News & Views item - July 2010



Two ANU Academics Voice Disgust Regarding Climate Change Policy. (July 23, 2010)

Professor Warwick McKibbin is Director of the Research School of Economics  at the Australian National University and a Board Member of the Reserve Bank of Australia.


Dr Frank Jotzo is Fellow at the ANU Crawford School of Economics and Government and Deputy Director of the ANU Climate Change Institute.


Professor Warwick McKibbin Dr Frank Jotzo

The Labor party's climate approach is extremely disappointing. The science and expert input has made a strong case for action for more than a decade. A majority of Australians already want to take action on climate change. What would be required to come out of a Citizens Assembly to convince the government to take action? An absolute majority - a majority in key electorates? This appears to be another 2020 summit style delay to make it appear that action is being taken when the purpose is purely delay for political advantage. Australian's deserves better than this. If the Hawke and Keating governments had taken the approach of a Citizens Assembly to consider the major economic reforms of the 1980's, Australia would have be a third world economy floundering in the wake of the global financial crisis. The floating of the dollar, tariff reductions and labour market reform would not have been understood nor supported by a Citizens Assembly. What is proposed is not leadership - it is abdicating responsible action.

The Labor approach also appears to be based on the "fact" that the CPRS is the best policy that would be implemented once enough genuine Australians are convinced. There is far more debate about the policy approach which I believe is seriously flawed, than about the science of climate change. It is the policy approach that should be debated not the science.

It is hard to decide which of the Coalition or Labor policies on climate change are worse. It is appalling to see the politics of asylum seekers,  applied to climate change policy.
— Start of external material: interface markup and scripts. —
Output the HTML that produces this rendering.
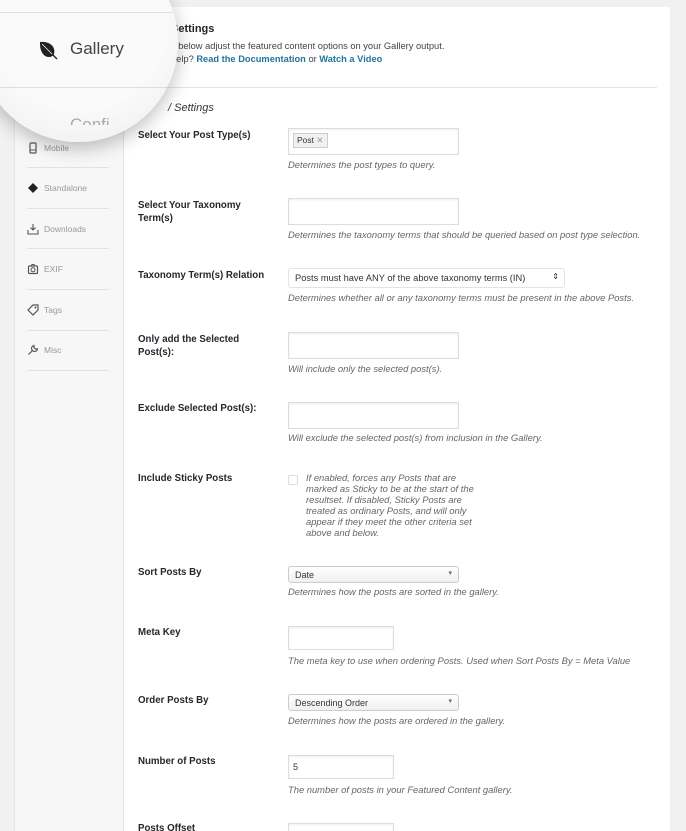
<!DOCTYPE html>
<html><head><meta charset="utf-8"><style>
*{margin:0;padding:0;box-sizing:border-box}
html,body{width:686px;height:831px;overflow:hidden}
body{background:#f1f1f1;font-family:"Liberation Sans",sans-serif;position:relative;color:#23282d}
.a{position:absolute;white-space:nowrap}
.lbl{position:absolute;left:138px;font-size:9.7px;font-weight:bold;color:#23282d;line-height:13px}
.d{position:absolute;left:288px;font-size:9.4px;font-style:italic;color:#666;white-space:nowrap}
.in{position:absolute;left:288px;background:#fff;border:1px solid #ddd;box-shadow:inset 0 1px 2px rgba(0,0,0,.07)}
.sel{position:absolute;left:288px;height:17px;border:1px solid #ccc;border-radius:3px;background:linear-gradient(#fff,#f0f0f0);font-size:9px;padding:3px 6px;color:#333}
.sel:after{content:"▾";position:absolute;right:6px;top:2px;font-size:7px;color:#666}
.si{position:absolute;left:44px;font-size:8.5px;color:#999}
.ic{position:absolute;left:27px;width:12px;height:12px}
.sep{position:absolute;left:27px;width:82px;height:1px;background:#e2e2e2}
</style></head><body>
<div class="a" style="left:14px;top:7px;width:110px;height:824px;background:#f7f7f7;border-left:1px solid #e5e5e5;border-right:1px solid #e5e5e5"></div>
<div class="a" style="left:124px;top:7px;width:546px;height:824px;background:#fff"></div>

<div class="a" style="left:171px;top:23px;font-size:11px;font-weight:bold">Settings</div>
<div class="a" style="left:171px;top:41px;font-size:9.3px;color:#444">s below adjust the featured content options on your Gallery output.</div>
<div class="a" style="left:171px;top:54px;font-size:9.3px;color:#444">help? <b style="color:#21759b">Read the Documentation</b> or <b style="color:#21759b">Watch a Video</b></div>
<div class="a" style="left:124px;top:87px;width:533px;height:1px;background:#e5e5e5"></div>
<div class="a" style="left:168px;top:102px;font-size:11px;font-style:italic;color:#333">/ Settings</div>

<svg class="ic" style="top:142px" viewBox="0 0 12 12"><rect x="3" y="1" width="6" height="10" rx="1" fill="none" stroke="#555" stroke-width="1.2"/><line x1="3" y1="8" x2="9" y2="8" stroke="#555"/></svg><div class="si" style="top:143px">Mobile</div>
<div class="sep" style="top:167px"></div>
<svg class="ic" style="top:182px" viewBox="0 0 12 12"><path d="M6 1 L11 6 L6 11 L1 6Z" fill="#222"/></svg><div class="si" style="top:183px">Standalone</div>
<div class="sep" style="top:208px"></div>
<svg class="ic" style="top:223px" viewBox="0 0 12 12"><path d="M1 7 V11 H11 V7 M6 1 V7 M3.5 4.5 L6 7 L8.5 4.5" fill="none" stroke="#555" stroke-width="1.1"/></svg><div class="si" style="top:224px">Downloads</div>
<div class="sep" style="top:248px"></div>
<svg class="ic" style="top:263px" viewBox="0 0 12 12"><rect x="1.5" y="3" width="9" height="7.5" rx="1" fill="none" stroke="#555" stroke-width="1.2"/><circle cx="6" cy="6.8" r="2" fill="none" stroke="#555"/><path d="M4 3 L5 1.5 H7 L8 3" fill="none" stroke="#555"/></svg><div class="si" style="top:264px">EXIF</div>
<div class="sep" style="top:289px"></div>
<svg class="ic" style="top:304px" viewBox="0 0 12 12"><path d="M1 6 L6 1 H11 V6 L6 11Z" fill="none" stroke="#555" stroke-width="1.2"/><circle cx="8.5" cy="3.5" r="1" fill="#555"/></svg><div class="si" style="top:305px">Tags</div>
<div class="sep" style="top:330px"></div>
<svg class="ic" style="top:344px" viewBox="0 0 12 12"><path d="M1.5 10.5 L6 6 M7 1.5 A3 3 0 1 0 10.5 5 L8.5 5 L7 3.5Z" fill="none" stroke="#555" stroke-width="1.2"/></svg><div class="si" style="top:345px">Misc</div>
<div class="sep" style="top:370px"></div>

<div class="lbl" style="top:129px">Select Your Post Type(s)</div>
<div class="in" style="top:128px;width:171px;height:27px"><span style="position:absolute;left:4px;top:4px;font-size:8.5px;background:#f1f1f1;border:1px solid #ccc;padding:1px 3px;color:#333">Post <span style="color:#999">✕</span></span></div>
<div class="d" style="top:159px">Determines the post types to query.</div>

<div class="lbl" style="top:199px">Select Your Taxonomy<br>Term(s)</div>
<div class="in" style="top:198px;width:171px;height:27px"></div>
<div class="d" style="top:229px">Determines the taxonomy terms that should be queried based on post type selection.</div>

<div class="lbl" style="top:269px">Taxonomy Term(s) Relation</div>
<div class="a" style="left:288px;top:268px;width:277px;height:20px;border:1px solid #e3e3e3;border-radius:3px;font-size:9.3px;padding:4px 6px;color:#333">Posts must have ANY of the above taxonomy terms (IN)<span style="position:absolute;right:5px;top:3px;font-size:8px">⇕</span></div>
<div class="d" style="top:292px">Determines whether all or any taxonomy terms must be present in the above Posts.</div>

<div class="lbl" style="top:333px">Only add the Selected<br>Post(s):</div>
<div class="in" style="top:332px;width:171px;height:27px"></div>
<div class="d" style="top:363px">Will include only the selected post(s).</div>

<div class="lbl" style="top:402px">Exclude Selected Post(s):</div>
<div class="in" style="top:402px;width:171px;height:27px"></div>
<div class="d" style="top:432px">Will exclude the selected post(s) from inclusion in the Gallery.</div>

<div class="lbl" style="top:472px">Include Sticky Posts</div>
<div class="a" style="left:288px;top:475px;width:10px;height:10px;border:1px solid #ddd;border-radius:2px"></div>
<div class="d" style="left:306px;top:472px;line-height:11px">If enabled, forces any Posts that are<br>marked as Sticky to be at the start of the<br>resultset. If disabled, Sticky Posts are<br>treated as ordinary Posts, and will only<br>appear if they meet the other criteria set<br>above and below.</div>

<div class="lbl" style="top:566px">Sort Posts By</div>
<div class="sel" style="top:566px;width:171px">Date</div>
<div class="d" style="top:586px">Determines how the posts are sorted in the gallery.</div>

<div class="lbl" style="top:626px">Meta Key</div>
<div class="in" style="top:626px;width:106px;height:24px"></div>
<div class="d" style="top:655px">The meta key to use when ordering Posts. Used when Sort Posts By = Meta Value</div>

<div class="lbl" style="top:694px">Order Posts By</div>
<div class="sel" style="top:694px;width:171px">Descending Order</div>
<div class="d" style="top:715px">Determines how the posts are ordered in the gallery.</div>

<div class="lbl" style="top:755px">Number of Posts</div>
<div class="in" style="top:755px;width:106px;height:24px;font-size:9px;padding:6px 4px;color:#333">5</div>
<div class="d" style="top:784px">The number of posts in your Featured Content gallery.</div>

<div class="lbl" style="top:822px">Posts Offset</div>
<div class="in" style="top:823px;width:106px;height:24px"></div>

<div class="a" style="left:-22px;top:-58px;width:200px;height:200px;border-radius:50%;background:radial-gradient(circle at 50% 40%,#fafafa 55%,#ececec 100%);box-shadow:0 6px 18px rgba(0,0,0,.25);overflow:hidden">
  <div class="a" style="left:0;top:70px;width:206px;height:1px;background:#ddd"></div>
  <div class="a" style="left:0;top:145px;width:206px;height:1px;background:#ddd"></div>
  <svg class="a" style="left:59px;top:97px" width="22" height="22" viewBox="0 0 22 22"><path d="M3 3 C12 2 19 7 17 15 C15 19 9 19 6 15 C3 11 3 7 3 3Z" fill="#222"/><path d="M5 5 L20 20" stroke="#222" stroke-width="1.3"/><path d="M5 5 L15 15" stroke="#fafafa" stroke-width="0.8"/></svg>
  <div class="a" style="left:92px;top:97px;font-size:17px;color:#444">Gallery</div>
  <div class="a" style="left:92px;top:173px;width:60px;height:10px;overflow:hidden"><div style="font-size:17px;color:#aaa">Confi</div></div>
</div>
</body></html>
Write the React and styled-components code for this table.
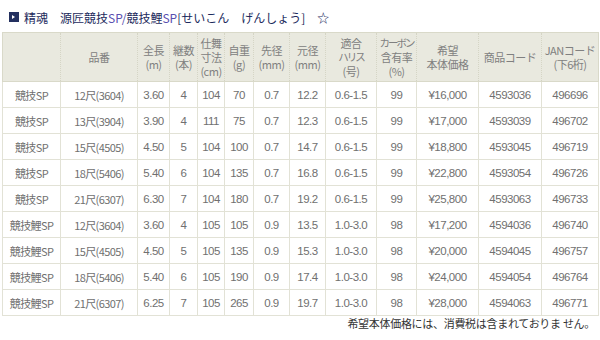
import React from 'react';
import styled, { createGlobalStyle } from 'styled-components';

const GlobalStyle = createGlobalStyle`
  body {
    margin: 0;
    background: #ffffff;
    font-family: "Liberation Sans", "Noto Sans CJK JP", sans-serif;
  }
`;

const Page = styled.div`
  width: 600px;
  padding: 8px 2px 0 2px;
  box-sizing: border-box;
`;

const Title = styled.div`
  display: flex;
  align-items: center;
  gap: 5px;
  height: 18px;
  margin: 0 0 6px 7px;
  font-family: "Noto Sans CJK JP", sans-serif;
  font-size: 12px;
  color: #1c2a5c;
  white-space: pre;
`;

const TitleIcon = styled.span`
  display: inline-flex;
  align-items: center;
  justify-content: center;
  width: 10px;
  height: 10px;
  background: #23305f;
`;

const Accent = styled.span`
  color: #5a4fb0;
`;

const Table = styled.table`
  width: 596px;
  table-layout: fixed;
  border-collapse: collapse;
  border: 1px solid #d9d9c9;
  color: #707070;
`;

const HeadRow = styled.tr`
  height: 49px;
`;

const BodyRow = styled.tr`
  height: 26px;
`;

const HeadCell = styled.th`
  padding: 0;
  background: #e9e9df;
  border-bottom: 1px solid #d9d9c9;
  border-left: 1px dotted #d5d5c5;
  font-weight: normal;
  color: #808080;
  text-align: center;
  vertical-align: middle;
  font-family: "Noto Sans CJK JP", sans-serif;
  font-size: 11px;
  white-space: nowrap;
  &:first-child {
    border-left: none;
  }
`;

const HeadLine = styled.div`
  height: 14px;
  line-height: 14px;
  letter-spacing: ${(p) => (p.$tight ? '-2px' : '-0.5px')};
  font-size: ${(p) => (p.$tight ? '10.5px' : '11px')};
`;

const Cell = styled.td`
  padding: 0;
  border: 1px solid #e2e2d6;
  text-align: center;
  vertical-align: middle;
  white-space: nowrap;
  font-family: ${(p) => (p.$jp ? '"Noto Sans CJK JP", sans-serif' : '"Liberation Sans", sans-serif')};
  font-size: ${(p) => (p.$jp ? '11px' : '11.5px')};
  letter-spacing: ${(p) => (p.$jp ? '-0.6px' : '-0.5px')};
`;

const Note = styled.div`
  text-align: right;
  padding: 0 3px 0 0;
  line-height: 15px;
  font-family: "Noto Sans CJK JP", sans-serif;
  font-size: 11px;
  letter-spacing: -0.3px;
  color: #333;
`;

const widths = [58, 77, 32, 28, 27, 29, 36, 36, 51, 40, 62, 63, 57];

// a leading "!" marks a line set with tight (narrow kana) spacing
const headers = [
  [],
  ['品番'],
  ['全長', '(m)'],
  ['継数', '(本)'],
  ['仕舞', '寸法', '(cm)'],
  ['自重', '(g)'],
  ['先径', '(mm)'],
  ['元径', '(mm)'],
  ['適合', '!ハリス', '(号)'],
  ['!カーボン', '含有率', '(%)'],
  ['希望', '本体価格'],
  ['商品コード'],
  ['JANコード', '(下6桁)'],
];

const rows = [
  ['競技SP', '12尺(3604)', '3.60', '4', '104', '70', '0.7', '12.2', '0.6-1.5', '99', '¥16,000', '4593036', '496696'],
  ['競技SP', '13尺(3904)', '3.90', '4', '111', '75', '0.7', '12.3', '0.6-1.5', '99', '¥17,000', '4593039', '496702'],
  ['競技SP', '15尺(4505)', '4.50', '5', '104', '100', '0.7', '14.7', '0.6-1.5', '99', '¥18,800', '4593045', '496719'],
  ['競技SP', '18尺(5406)', '5.40', '6', '104', '135', '0.7', '16.8', '0.6-1.5', '99', '¥22,800', '4593054', '496726'],
  ['競技SP', '21尺(6307)', '6.30', '7', '104', '180', '0.7', '19.2', '0.6-1.5', '99', '¥25,800', '4593063', '496733'],
  ['競技鯉SP', '12尺(3604)', '3.60', '4', '105', '105', '0.9', '13.5', '1.0-3.0', '98', '¥17,200', '4594036', '496740'],
  ['競技鯉SP', '15尺(4505)', '4.50', '5', '105', '135', '0.9', '15.3', '1.0-3.0', '98', '¥20,000', '4594045', '496757'],
  ['競技鯉SP', '18尺(5406)', '5.40', '6', '105', '190', '0.9', '17.4', '1.0-3.0', '98', '¥24,000', '4594054', '496764'],
  ['競技鯉SP', '21尺(6307)', '6.25', '7', '105', '265', '0.9', '19.7', '1.0-3.0', '98', '¥28,000', '4594063', '496771'],
];

const App = () => (
  <Page>
    <GlobalStyle />
    <Title>
      <TitleIcon>
        <svg width="6" height="6" viewBox="0 0 6 6">
          <path d="M1 1 L4 3 L1 5 Z" fill="#fff" />
        </svg>
      </TitleIcon>
      <span>
        精魂　源匠競技<Accent>SP/</Accent>競技鯉<Accent>SP</Accent>[せいこん　げんしょう]　☆
      </span>
    </Title>
    <Table>
      <colgroup>
        {widths.map((w, i) => (
          <col key={i} style={{ width: w }} />
        ))}
      </colgroup>
      <thead>
        <HeadRow>
          {headers.map((lines, i) => (
            <HeadCell key={i}>
              {lines.map((l, j) => {
                const tight = l.startsWith('!');
                return (
                  <HeadLine key={j} $tight={tight}>
                    {tight ? l.slice(1) : l}
                  </HeadLine>
                );
              })}
            </HeadCell>
          ))}
        </HeadRow>
      </thead>
      <tbody>
        {rows.map((r, i) => (
          <BodyRow key={i}>
            {r.map((v, j) => (
              <Cell key={j} $jp={j < 2}>
                {v}
              </Cell>
            ))}
          </BodyRow>
        ))}
      </tbody>
    </Table>
    <Note>希望本体価格には、消費税は含まれておりま せん。</Note>
  </Page>
);

export default App;
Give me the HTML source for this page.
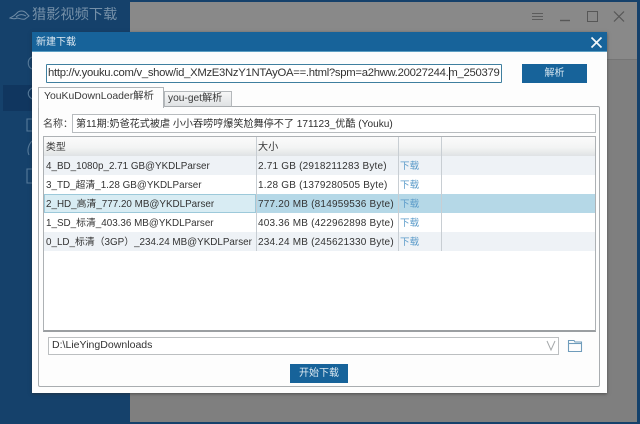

More channels for scientific advice and citizen involvement are useful, but this proposal could simply mean more procrastination. We know the science of climate change, we know that carbon pricing is the economically best way of cutting emissions, we know that other countries are acting. Further delay will make climate action more expensive for Australia, and the 2020 target will get out of reach. Business has been on board with carbon pricing for some time. Australia is falling behind internationally, for example China has strong carbon policies and might soon introduce emissions trading.

Some measures on renewable energy and energy efficiency are justified, but without a carbon price we will end up with a hodgepodge of expensive subsidies and cumbersome regulations.

There is a viable solution to start carbon pricing quickly: emissions trading with fixed price permits. This gives some certainty for business, and allows to gear up the policy later, transitioning to emissions trading with market prices at any time. Government needs to make a start, and it is likely that just like with the GST and the accompanying income tax cuts, it will prove uncontroversial once it is in place.